**Short exercise:** The records underneath are to be repeated exactly, with the pictures left out.

Records with interface code:
Begin

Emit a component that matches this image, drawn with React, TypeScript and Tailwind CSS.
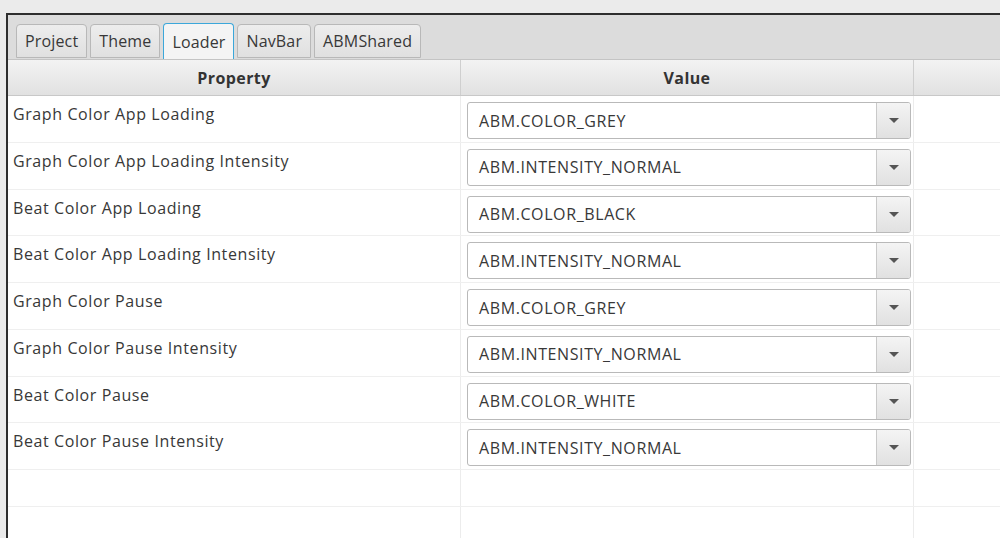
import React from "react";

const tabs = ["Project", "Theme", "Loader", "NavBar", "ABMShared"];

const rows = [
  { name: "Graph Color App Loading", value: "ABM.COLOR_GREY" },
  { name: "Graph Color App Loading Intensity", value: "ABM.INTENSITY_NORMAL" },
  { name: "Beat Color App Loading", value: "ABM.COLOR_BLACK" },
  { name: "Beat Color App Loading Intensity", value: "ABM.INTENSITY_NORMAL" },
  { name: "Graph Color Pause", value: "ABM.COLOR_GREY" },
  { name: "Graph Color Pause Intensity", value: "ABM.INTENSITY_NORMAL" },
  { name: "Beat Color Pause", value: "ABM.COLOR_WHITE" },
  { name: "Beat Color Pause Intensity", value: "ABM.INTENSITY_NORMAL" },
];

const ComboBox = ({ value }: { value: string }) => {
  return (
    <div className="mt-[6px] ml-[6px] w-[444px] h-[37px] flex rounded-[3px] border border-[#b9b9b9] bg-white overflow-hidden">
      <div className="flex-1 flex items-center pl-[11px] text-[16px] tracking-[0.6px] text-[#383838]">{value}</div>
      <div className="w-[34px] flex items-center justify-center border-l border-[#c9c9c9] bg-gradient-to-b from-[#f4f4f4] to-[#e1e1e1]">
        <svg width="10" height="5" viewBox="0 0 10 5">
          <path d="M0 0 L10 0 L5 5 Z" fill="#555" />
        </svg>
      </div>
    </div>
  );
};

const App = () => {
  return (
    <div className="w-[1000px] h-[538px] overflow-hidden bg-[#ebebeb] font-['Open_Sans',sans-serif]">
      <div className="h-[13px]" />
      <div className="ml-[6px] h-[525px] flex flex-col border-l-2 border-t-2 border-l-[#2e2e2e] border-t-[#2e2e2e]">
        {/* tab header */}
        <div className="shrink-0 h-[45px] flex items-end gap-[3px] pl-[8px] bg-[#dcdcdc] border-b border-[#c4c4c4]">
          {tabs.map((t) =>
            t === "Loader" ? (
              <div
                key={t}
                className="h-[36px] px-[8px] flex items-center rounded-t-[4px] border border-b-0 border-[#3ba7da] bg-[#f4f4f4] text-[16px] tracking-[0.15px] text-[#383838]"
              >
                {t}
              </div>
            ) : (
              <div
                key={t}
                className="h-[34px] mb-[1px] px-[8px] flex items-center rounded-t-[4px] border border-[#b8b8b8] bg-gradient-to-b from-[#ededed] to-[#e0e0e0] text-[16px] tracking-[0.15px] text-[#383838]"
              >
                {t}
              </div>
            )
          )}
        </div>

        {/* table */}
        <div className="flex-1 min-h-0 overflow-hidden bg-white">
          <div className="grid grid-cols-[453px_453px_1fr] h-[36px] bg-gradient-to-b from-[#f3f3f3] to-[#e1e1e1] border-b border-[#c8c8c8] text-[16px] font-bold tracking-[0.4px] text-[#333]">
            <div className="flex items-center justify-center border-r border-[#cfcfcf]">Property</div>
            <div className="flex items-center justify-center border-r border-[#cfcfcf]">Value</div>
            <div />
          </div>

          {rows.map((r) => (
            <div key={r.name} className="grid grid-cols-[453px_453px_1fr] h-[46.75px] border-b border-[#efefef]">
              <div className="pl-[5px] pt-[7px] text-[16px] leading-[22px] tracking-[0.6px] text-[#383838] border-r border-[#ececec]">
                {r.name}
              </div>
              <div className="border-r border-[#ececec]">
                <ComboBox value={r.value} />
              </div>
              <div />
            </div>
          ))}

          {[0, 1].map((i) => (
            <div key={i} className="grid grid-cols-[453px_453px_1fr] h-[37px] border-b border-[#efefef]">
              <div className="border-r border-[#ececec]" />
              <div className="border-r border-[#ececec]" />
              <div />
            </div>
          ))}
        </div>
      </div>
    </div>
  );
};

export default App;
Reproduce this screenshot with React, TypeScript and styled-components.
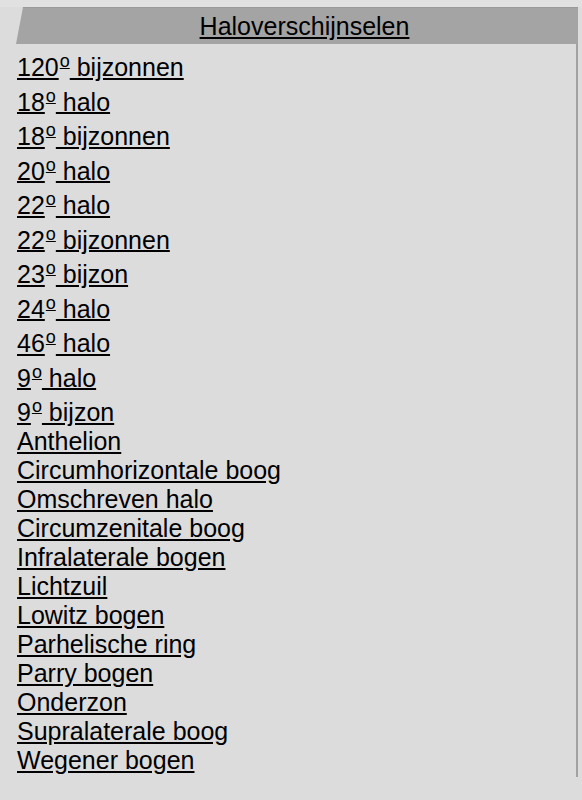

End

**Right answer:**
Emit a component that matches this image, drawn with React, TypeScript and Tailwind CSS.
import React from "react";

const tabs = ["Project", "Theme", "Loader", "NavBar", "ABMShared"];

const rows = [
  { name: "Graph Color App Loading", value: "ABM.COLOR_GREY" },
  { name: "Graph Color App Loading Intensity", value: "ABM.INTENSITY_NORMAL" },
  { name: "Beat Color App Loading", value: "ABM.COLOR_BLACK" },
  { name: "Beat Color App Loading Intensity", value: "ABM.INTENSITY_NORMAL" },
  { name: "Graph Color Pause", value: "ABM.COLOR_GREY" },
  { name: "Graph Color Pause Intensity", value: "ABM.INTENSITY_NORMAL" },
  { name: "Beat Color Pause", value: "ABM.COLOR_WHITE" },
  { name: "Beat Color Pause Intensity", value: "ABM.INTENSITY_NORMAL" },
];

const ComboBox = ({ value }: { value: string }) => {
  return (
    <div className="mt-[6px] ml-[6px] w-[444px] h-[37px] flex rounded-[3px] border border-[#b9b9b9] bg-white overflow-hidden">
      <div className="flex-1 flex items-center pl-[11px] text-[16px] tracking-[0.6px] text-[#383838]">{value}</div>
      <div className="w-[34px] flex items-center justify-center border-l border-[#c9c9c9] bg-gradient-to-b from-[#f4f4f4] to-[#e1e1e1]">
        <svg width="10" height="5" viewBox="0 0 10 5">
          <path d="M0 0 L10 0 L5 5 Z" fill="#555" />
        </svg>
      </div>
    </div>
  );
};

const App = () => {
  return (
    <div className="w-[1000px] h-[538px] overflow-hidden bg-[#ebebeb] font-['Open_Sans',sans-serif]">
      <div className="h-[13px]" />
      <div className="ml-[6px] h-[525px] flex flex-col border-l-2 border-t-2 border-l-[#2e2e2e] border-t-[#2e2e2e]">
        {/* tab header */}
        <div className="shrink-0 h-[45px] flex items-end gap-[3px] pl-[8px] bg-[#dcdcdc] border-b border-[#c4c4c4]">
          {tabs.map((t) =>
            t === "Loader" ? (
              <div
                key={t}
                className="h-[36px] px-[8px] flex items-center rounded-t-[4px] border border-b-0 border-[#3ba7da] bg-[#f4f4f4] text-[16px] tracking-[0.15px] text-[#383838]"
              >
                {t}
              </div>
            ) : (
              <div
                key={t}
                className="h-[34px] mb-[1px] px-[8px] flex items-center rounded-t-[4px] border border-[#b8b8b8] bg-gradient-to-b from-[#ededed] to-[#e0e0e0] text-[16px] tracking-[0.15px] text-[#383838]"
              >
                {t}
              </div>
            )
          )}
        </div>

        {/* table */}
        <div className="flex-1 min-h-0 overflow-hidden bg-white">
          <div className="grid grid-cols-[453px_453px_1fr] h-[36px] bg-gradient-to-b from-[#f3f3f3] to-[#e1e1e1] border-b border-[#c8c8c8] text-[16px] font-bold tracking-[0.4px] text-[#333]">
            <div className="flex items-center justify-center border-r border-[#cfcfcf]">Property</div>
            <div className="flex items-center justify-center border-r border-[#cfcfcf]">Value</div>
            <div />
          </div>

          {rows.map((r) => (
            <div key={r.name} className="grid grid-cols-[453px_453px_1fr] h-[46.75px] border-b border-[#efefef]">
              <div className="pl-[5px] pt-[7px] text-[16px] leading-[22px] tracking-[0.6px] text-[#383838] border-r border-[#ececec]">
                {r.name}
              </div>
              <div className="border-r border-[#ececec]">
                <ComboBox value={r.value} />
              </div>
              <div />
            </div>
          ))}

          {[0, 1].map((i) => (
            <div key={i} className="grid grid-cols-[453px_453px_1fr] h-[37px] border-b border-[#efefef]">
              <div className="border-r border-[#ececec]" />
              <div className="border-r border-[#ececec]" />
              <div />
            </div>
          ))}
        </div>
      </div>
    </div>
  );
};

export default App;
Reproduce this screenshot with React, TypeScript and styled-components.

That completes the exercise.